Dal rapporto conclusivo dell'Ispettore Generale del Dipartimento del Commercio emerge che non vi fu nessun illecito da parte dei climatologi che, a seguito di un migliaio di e-mail rese pubbliche nel 2009, vennero accusati di operare secondo procedure non corrette alterando i dati. Il cosiddetto Climategate, in sosanza, fu una montatura.
La faccenda inizia nel novembre 2009, quando alcuni hacker violarono il sito del Climatic Research Unit (CRU) presso l'University of East Anglia di Norwich e resero pubbliche numerose mail di ricercatori che si occupavano del riscaldamento globale. Basandosi sul contenuto di alcune di queste mail, la pattuglia dei cosiddetti “scettici” – climatologi convinti che la responsabilità umana nella faccenda del riscaldamento globale sia una grossa montatura – accusò i ricercatori del CRU di aver manipolato i dati e non aver seguito le corrette procedure della ricerca scientifica per avvalorare le loro tesi. Accusa incredibilmente pesante per chi fa il ricercatore.

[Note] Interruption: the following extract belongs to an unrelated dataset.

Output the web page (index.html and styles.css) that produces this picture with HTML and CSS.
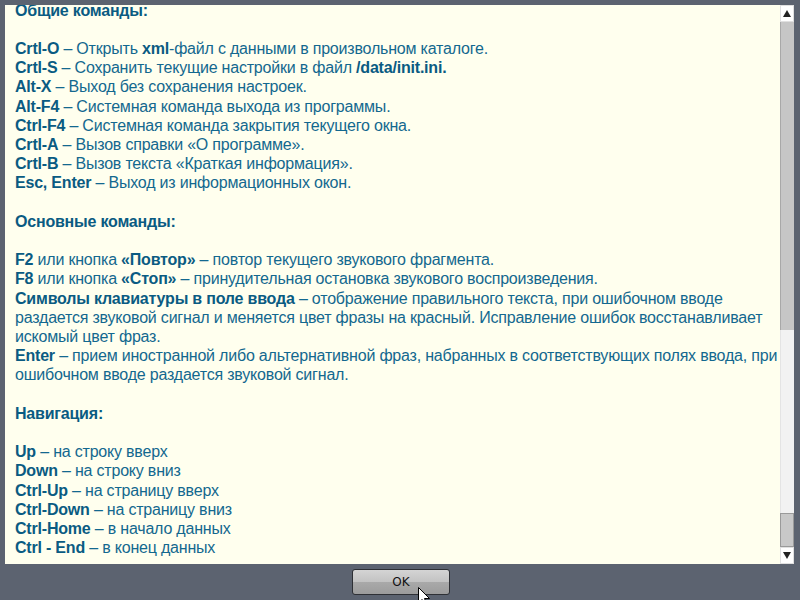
FILE: index.html
```html
<!DOCTYPE html>
<html lang="ru">
<head>
  <meta charset="UTF-8">
  <title>Справка</title>
  <link rel="stylesheet" href="styles.css">
</head>
<body>

  <div class="viewer">
    <div class="content">
      <div class="text">
        <h3>Общие команды:</h3>
        <p>
          <b>Crtl-O</b> – Открыть <b>xml</b>-файл с данными в произвольном каталоге.<br>
          <b>Crtl-S</b> – Сохранить текущие настройки в файл <b>/data/init.ini.</b><br>
          <b>Alt-X</b> – Выход без сохранения настроек.<br>
          <b>Alt-F4</b> – Системная команда выхода из программы.<br>
          <b>Ctrl-F4</b> – Системная команда закрытия текущего окна.<br>
          <b>Crtl-A</b> – Вызов справки «О программе».<br>
          <b>Crtl-B</b> – Вызов текста «Краткая информация».<br>
          <b>Esc, Enter</b> – Выход из информационных окон.
        </p>
        <h3>Основные команды:</h3>
        <p>
          <b>F2</b> или кнопка <b>«Повтор»</b> – повтор текущего звукового фрагмента.<br>
          <b>F8</b> или кнопка <b>«Стоп»</b> – принудительная остановка звукового воспроизведения.<br>
          <b>Символы клавиатуры в поле ввода</b> – отображение правильного текста, при ошибочном вводе раздается звуковой сигнал и меняется цвет фразы на красный. Исправление ошибок восстанавливает искомый цвет фраз.<br>
          <b>Enter</b> – прием иностранной либо альтернативной фраз, набранных в соответствующих полях ввода, при ошибочном вводе раздается звуковой сигнал.
        </p>
        <h3>Навигация:</h3>
        <p>
          <b>Up</b> – на строку вверх<br>
          <b>Down</b> – на строку вниз<br>
          <b>Ctrl-Up</b> – на страницу вверх<br>
          <b>Ctrl-Down</b> – на страницу вниз<br>
          <b>Ctrl-Home</b> – в начало данных<br>
          <b>Ctrl - End</b> – в конец данных
        </p>
      </div>
    </div>
    <div class="scrollbar">
      <div class="sb-btn"><span class="arrow-up"></span></div>
      <div class="sb-used"></div>
      <div class="sb-track"></div>
      <div class="sb-thumb"></div>
      <div class="sb-btn"><span class="arrow-down"></span></div>
    </div>
  </div>

  <div class="footer">
    <button class="ok-btn">OK</button>
  </div>

  <svg class="cursor" width="13" height="20" viewBox="0 0 13 20">
    <path d="M0.5 0.5 L0.5 16 L4 12.5 L6.5 18.5 L9 17.5 L6.5 11.5 L11.5 11.5 Z" fill="#fff" stroke="#000" stroke-width="1"/>
  </svg>

</body>
</html>
```

FILE: styles.css
```css
html, body {
  margin: 0;
  height: 600px;
  overflow: hidden;
}
body {
  background: #5c6370;
  font-family: "Liberation Sans", Arial, sans-serif;
  display: flex;
  flex-direction: column;
  position: relative;
}
.viewer {
  display: flex;
  height: 559px;
  margin: 5px 6px 0 5px;
}
.content {
  flex: 1;
  background: #ffffee;
  overflow: hidden;
  padding: 0 2px 0 10px;
}
.text {
  margin-top: -4.5px;
  font-size: 16px;
  line-height: 19.2px;
  letter-spacing: -0.2px;
  color: #13688f;
}
.text h3 {
  font-size: 16px;
  margin: 0 0 19.2px;
  color: #0a5b82;
}
.text p {
  margin: 0 0 19.2px;
}
.text b {
  color: #0a5b82;
}
.scrollbar {
  width: 14px;
  display: flex;
  flex-direction: column;
  background: #f0f0f0;
}
.sb-btn {
  height: 17px;
  background: #fff;
  border: 1px solid #e0e0e0;
  box-sizing: border-box;
  display: flex;
  align-items: center;
  justify-content: center;
}
.arrow-up {
  border-left: 4px solid transparent;
  border-right: 4px solid transparent;
  border-bottom: 7px solid #222;
}
.arrow-down {
  border-left: 4px solid transparent;
  border-right: 4px solid transparent;
  border-top: 7px solid #222;
}
.sb-used {
  height: 308px;
  background: #c6c6c6;
  border-left: 1px solid #a8a8a8;
}
.sb-track {
  flex: 1;
  background: #f2f2f2;
  border-left: 1px solid #e4e4e4;
}
.sb-thumb {
  height: 34px;
  background: #c8c8c8;
  border: 1px solid #9a9a9a;
  box-sizing: border-box;
}
.footer {
  flex: 1;
  display: flex;
  justify-content: center;
  align-items: center;
}
.ok-btn {
  width: 98px;
  height: 26px;
  margin-left: 2px;
  border: 1px solid #2e3035;
  border-radius: 3px;
  background: linear-gradient(#d4d4d4, #c2c2c2 50%, #a9a9a9 51%, #9c9c9c);
  font-family: "DejaVu Sans", Tahoma, sans-serif;
  font-size: 12px;
  color: #111;
}
.cursor {
  position: absolute;
  left: 418px;
  top: 587px;
}
```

L'inchiesta, immediatamente aperta per chiarire le eventuali responsabilità, ha coinvolto istituzioni di ricerca sia in Inghilterra che negli Stati Uniti, ma non è mai emerso nulla che potesse avvalorare la tesi di scorrette procedure o manipolazione di dati. Proprio in questi giorni, poi, è stato reso pubblico il documento finale dell'Ispettore Generale incaricato di analizzare in modo indipendente le mail incriminate per fare ancor più chiarezza sulla vicenda. Anche da questa inchiesta non è emerso nulla di anomalo o di riprovevole in merito alle procedure adottate e all'utilizzo dei dati raccolti.
Ricercatori fuori dalla bufera, dunque. Peccato non si possa dire altrettanto del riscaldamento globale.